El mundo no ha creído en Jesucristo y ha rechazado ese amor. Por eso el odio. Ese odio es el pecado al que Jesús se refiere dos veces. Este me parece el misterio más profundo del corazón del hombre, un misterio donde solo Dios puede entrar: cada uno de nosotros tenemos la capacidad de llegar a odiar a Jesucristo y a su Padre Dios.
Jesús, al elegir a los suyos los ha sacado del mundo. A partir de esa hora el que responde a la elección está en el mundo sin ser del mundo; y participará del destino de Cristo: el mundo lo odiará por causa de su Nombre. Pero el odio del mundo es pavoroso. Por eso Jesús, justo antes de encaminarse hacia la Pasión, le pide a su Padre que nos guarde:
“Padre santo, guarda en tu Nombre a los que me has dado, para que sean uno como nosotros. (...) Yo les he dado tu palabra, y el mundo los ha odiado porque no son del mundo, como Yo no soy del mundo. No te pido que los retires del mundo, sino que los guardes del mal. Ellos no son del mundo como Yo no soy del mundo”.
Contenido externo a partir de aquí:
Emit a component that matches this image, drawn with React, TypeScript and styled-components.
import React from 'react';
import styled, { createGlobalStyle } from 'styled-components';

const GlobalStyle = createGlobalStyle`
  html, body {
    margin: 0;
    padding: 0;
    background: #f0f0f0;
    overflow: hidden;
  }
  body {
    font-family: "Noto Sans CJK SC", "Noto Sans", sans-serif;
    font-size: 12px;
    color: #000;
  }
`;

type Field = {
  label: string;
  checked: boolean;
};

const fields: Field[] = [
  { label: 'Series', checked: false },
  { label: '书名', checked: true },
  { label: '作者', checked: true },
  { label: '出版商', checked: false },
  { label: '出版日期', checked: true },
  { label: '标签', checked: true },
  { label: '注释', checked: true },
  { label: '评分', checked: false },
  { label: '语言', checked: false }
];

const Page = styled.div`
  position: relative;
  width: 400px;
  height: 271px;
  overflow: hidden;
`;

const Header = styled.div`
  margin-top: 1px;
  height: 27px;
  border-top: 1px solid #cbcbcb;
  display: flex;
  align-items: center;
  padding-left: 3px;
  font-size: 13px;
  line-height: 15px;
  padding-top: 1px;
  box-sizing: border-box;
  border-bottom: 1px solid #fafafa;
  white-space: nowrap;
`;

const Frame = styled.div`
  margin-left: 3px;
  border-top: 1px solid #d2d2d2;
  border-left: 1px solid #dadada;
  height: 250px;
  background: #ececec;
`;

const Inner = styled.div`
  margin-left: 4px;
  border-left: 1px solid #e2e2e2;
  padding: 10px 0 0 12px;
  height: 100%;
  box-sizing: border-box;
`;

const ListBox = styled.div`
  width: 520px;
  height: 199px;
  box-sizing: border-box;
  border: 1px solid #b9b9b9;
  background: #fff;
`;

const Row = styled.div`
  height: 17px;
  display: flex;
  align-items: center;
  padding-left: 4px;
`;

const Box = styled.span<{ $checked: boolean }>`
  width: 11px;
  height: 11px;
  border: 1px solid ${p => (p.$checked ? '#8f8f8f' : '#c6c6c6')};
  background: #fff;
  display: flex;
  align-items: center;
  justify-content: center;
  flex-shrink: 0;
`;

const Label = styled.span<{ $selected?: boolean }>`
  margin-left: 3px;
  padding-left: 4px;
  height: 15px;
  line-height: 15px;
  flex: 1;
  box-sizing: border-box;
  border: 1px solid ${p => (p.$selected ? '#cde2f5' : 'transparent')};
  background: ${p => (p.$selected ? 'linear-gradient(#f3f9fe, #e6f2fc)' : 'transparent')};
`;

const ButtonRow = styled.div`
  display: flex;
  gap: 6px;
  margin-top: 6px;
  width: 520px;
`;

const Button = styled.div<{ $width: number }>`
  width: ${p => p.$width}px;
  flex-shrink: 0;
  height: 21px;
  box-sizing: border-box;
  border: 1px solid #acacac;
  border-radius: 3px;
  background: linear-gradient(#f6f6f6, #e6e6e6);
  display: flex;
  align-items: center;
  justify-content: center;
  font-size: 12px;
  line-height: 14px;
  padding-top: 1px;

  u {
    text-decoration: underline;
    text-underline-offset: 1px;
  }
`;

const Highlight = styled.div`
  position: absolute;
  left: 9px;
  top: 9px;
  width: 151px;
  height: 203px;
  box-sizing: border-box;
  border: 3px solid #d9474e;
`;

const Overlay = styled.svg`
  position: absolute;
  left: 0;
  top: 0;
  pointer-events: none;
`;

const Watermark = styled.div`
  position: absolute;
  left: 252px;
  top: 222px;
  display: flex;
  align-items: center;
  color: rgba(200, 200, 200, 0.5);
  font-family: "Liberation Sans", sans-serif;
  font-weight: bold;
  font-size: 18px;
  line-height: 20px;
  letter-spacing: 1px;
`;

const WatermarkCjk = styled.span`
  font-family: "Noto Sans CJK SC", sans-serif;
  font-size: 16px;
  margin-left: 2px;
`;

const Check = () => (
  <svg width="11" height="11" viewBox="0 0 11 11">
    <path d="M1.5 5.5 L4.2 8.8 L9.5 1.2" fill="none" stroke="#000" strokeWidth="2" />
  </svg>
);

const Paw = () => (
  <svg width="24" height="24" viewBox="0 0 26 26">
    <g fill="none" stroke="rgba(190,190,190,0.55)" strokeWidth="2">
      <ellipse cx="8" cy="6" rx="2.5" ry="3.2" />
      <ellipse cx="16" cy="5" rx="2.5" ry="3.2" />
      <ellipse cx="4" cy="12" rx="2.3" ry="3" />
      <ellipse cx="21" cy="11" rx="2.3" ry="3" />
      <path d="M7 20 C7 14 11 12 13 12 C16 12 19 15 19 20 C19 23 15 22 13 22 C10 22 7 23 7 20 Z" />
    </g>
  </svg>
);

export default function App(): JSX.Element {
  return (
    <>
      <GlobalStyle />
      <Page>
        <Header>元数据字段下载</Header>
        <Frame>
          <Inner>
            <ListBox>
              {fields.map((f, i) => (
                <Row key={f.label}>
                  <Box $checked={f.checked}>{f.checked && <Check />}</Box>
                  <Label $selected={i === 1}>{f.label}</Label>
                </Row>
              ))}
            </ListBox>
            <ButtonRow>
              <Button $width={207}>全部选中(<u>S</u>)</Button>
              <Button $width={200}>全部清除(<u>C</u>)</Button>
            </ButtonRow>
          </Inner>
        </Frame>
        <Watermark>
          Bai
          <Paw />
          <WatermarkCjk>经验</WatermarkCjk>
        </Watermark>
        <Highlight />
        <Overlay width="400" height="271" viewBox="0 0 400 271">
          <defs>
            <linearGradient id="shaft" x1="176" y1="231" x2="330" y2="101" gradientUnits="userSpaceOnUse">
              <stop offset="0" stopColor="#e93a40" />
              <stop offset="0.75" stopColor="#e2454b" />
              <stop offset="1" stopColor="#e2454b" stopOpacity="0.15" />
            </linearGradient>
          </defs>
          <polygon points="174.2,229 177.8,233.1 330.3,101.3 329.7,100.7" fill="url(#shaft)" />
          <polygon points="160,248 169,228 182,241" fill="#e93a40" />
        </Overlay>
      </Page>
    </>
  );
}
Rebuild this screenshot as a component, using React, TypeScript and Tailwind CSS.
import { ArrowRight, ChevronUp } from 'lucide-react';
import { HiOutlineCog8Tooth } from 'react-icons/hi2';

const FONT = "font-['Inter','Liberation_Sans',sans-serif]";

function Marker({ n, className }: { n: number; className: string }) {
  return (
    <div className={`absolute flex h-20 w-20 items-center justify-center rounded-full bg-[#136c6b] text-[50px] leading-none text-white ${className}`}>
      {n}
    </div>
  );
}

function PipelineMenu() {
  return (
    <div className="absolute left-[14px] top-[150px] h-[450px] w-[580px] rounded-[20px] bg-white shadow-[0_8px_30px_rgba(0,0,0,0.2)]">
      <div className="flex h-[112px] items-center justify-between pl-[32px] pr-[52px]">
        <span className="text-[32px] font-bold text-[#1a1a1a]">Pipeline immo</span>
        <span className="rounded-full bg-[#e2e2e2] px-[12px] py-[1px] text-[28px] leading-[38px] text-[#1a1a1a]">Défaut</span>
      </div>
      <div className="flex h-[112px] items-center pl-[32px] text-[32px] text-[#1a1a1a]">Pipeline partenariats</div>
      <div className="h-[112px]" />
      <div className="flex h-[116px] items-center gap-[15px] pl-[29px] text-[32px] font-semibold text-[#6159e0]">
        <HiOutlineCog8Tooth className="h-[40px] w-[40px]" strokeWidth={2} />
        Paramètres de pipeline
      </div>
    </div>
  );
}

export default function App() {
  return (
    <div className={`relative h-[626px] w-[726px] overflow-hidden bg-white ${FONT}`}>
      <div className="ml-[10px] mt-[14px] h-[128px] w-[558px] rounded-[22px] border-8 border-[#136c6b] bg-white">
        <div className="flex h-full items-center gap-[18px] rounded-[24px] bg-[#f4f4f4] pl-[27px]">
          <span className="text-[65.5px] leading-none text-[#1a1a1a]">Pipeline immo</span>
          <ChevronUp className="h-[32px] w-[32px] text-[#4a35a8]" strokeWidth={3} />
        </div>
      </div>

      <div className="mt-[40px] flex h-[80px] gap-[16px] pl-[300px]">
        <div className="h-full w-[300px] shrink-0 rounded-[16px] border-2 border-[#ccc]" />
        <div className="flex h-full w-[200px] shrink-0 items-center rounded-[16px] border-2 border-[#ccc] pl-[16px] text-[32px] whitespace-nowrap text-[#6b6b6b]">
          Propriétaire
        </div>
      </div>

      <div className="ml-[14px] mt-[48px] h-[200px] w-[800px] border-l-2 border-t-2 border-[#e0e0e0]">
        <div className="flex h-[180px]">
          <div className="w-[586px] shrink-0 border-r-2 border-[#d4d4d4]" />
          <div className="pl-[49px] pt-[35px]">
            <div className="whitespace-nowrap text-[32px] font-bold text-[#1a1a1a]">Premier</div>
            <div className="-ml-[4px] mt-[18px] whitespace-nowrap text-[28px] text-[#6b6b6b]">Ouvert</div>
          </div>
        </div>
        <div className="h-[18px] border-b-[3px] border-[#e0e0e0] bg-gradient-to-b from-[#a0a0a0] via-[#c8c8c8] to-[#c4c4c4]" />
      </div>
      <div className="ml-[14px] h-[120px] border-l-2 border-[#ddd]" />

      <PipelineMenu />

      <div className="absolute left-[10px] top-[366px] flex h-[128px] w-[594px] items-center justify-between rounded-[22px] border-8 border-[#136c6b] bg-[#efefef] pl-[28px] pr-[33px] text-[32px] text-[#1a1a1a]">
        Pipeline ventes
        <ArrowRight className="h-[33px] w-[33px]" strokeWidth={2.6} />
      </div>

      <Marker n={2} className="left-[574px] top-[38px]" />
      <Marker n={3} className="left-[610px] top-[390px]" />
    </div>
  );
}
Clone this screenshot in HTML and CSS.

Si no nos dejamos arrastrar por el mundo, es por la fuerza de esta oración de Jesús; esta oración que, ahora, el Hijo está dirigiendo a su Padre por nosotros. El mal, del que solo nuestro Padre Dios nos puede guardar, es llegar a odiarlo a Él y a su Hijo. El Señor pide a su Padre lo mismo que nos enseñó a pedirle en el Padrenuestro: “no nos dejes caer en tentación, mas líbranos del mal”. Por eso no hay que perder la calma; no confiarse, pero no perder la calma. Nuestra fortaleza es la oración de Jesús. La oración de Jesucristo nos garantiza que saldremos vencedores en la lucha contra el mundo del pecado, porque el Padre escucha siempre la oración de su Hijo.
Jesús pide a su Padre que nos guarde del mal, pero que no nos retire del mundo. Los cristianos tenemos una misión que realizar en el mundo, una misión que manifiesta el amor de Jesús por este mundo que le odia a Él y a su Padre; por este mundo que le clavó en la Cruz. Dimensión fundamental de la misión que el Señor nos ha encargado es dar testimonio de Él:
“Cuando venga el Paráclito, que Yo os enviaré de junto al Padre, el Espíritu de la verdad, que procede del Padre, Él dará testimonio de mí. Pero también vosotros daréis testimonio, porque estáis conmigo desde el principio”.
Jesús nos revela una dimensión importante del misterio de la Santísima Trinidad y de su relación con nosotros. Hay que meditar cada una de esas pocas palabras del Señor. El Padre nos ha enviado a su Hijo, y el Hijo nos enviará al Espíritu de la verdad de junto al Padre. Ambos, el Hijo y el Paráclito, proceden del Padre. Qué importancia tiene este «venir» del que habla Jesús.
El Espíritu de la verdad dará testimonio de Jesús. Jesús es la Verdad; por eso, el Paráclito, que da testimonio de Jesucristo –y no habla de otra cosa–, es el Espíritu de la verdad. Sólo con su asistencia se puede salvar la distancia insalvable entre Jesús de Nazaret y el Hijo Unigénito de Dios. El Espíritu de la verdad nos enseñará quién es Jesús, y nos enseñará el sentido de sus palabras y de sus obras.
Con la asistencia del Paráclito, también los apóstoles, que están con Jesús desde el principio, darán testimonio de Él. De ese doble testimonio brota la vida de la Iglesia. Desde que el Señor eligió a sus discípulos se ha dedicado a formarlos para que puedan llegar a ser sus testigos en el mundo. Los apóstoles han sido destinatarios principales de lo que Jesús ha dicho y hecho a lo largo de sus años de vida pública.
Con la fuerza del Espíritu de la verdad, las palabras de Jesús que los apóstoles han escuchado y las obras que han contemplado, no solo se hacen inteligibles, sino que se hacen presentes y eficaces en el hoy de la Iglesia. Y somos introducidos en la contemporaneidad con Jesucristo, en la relación personal con Él. Con el testimonio del Paráclito y de los Apóstoles, puedo escuchar las palabras de Jesús en la oración como dirigidas a mí en persona, y puedo dialogar con Él. Jesús no es una figura del pasado del que guardamos un bonito recuerdo.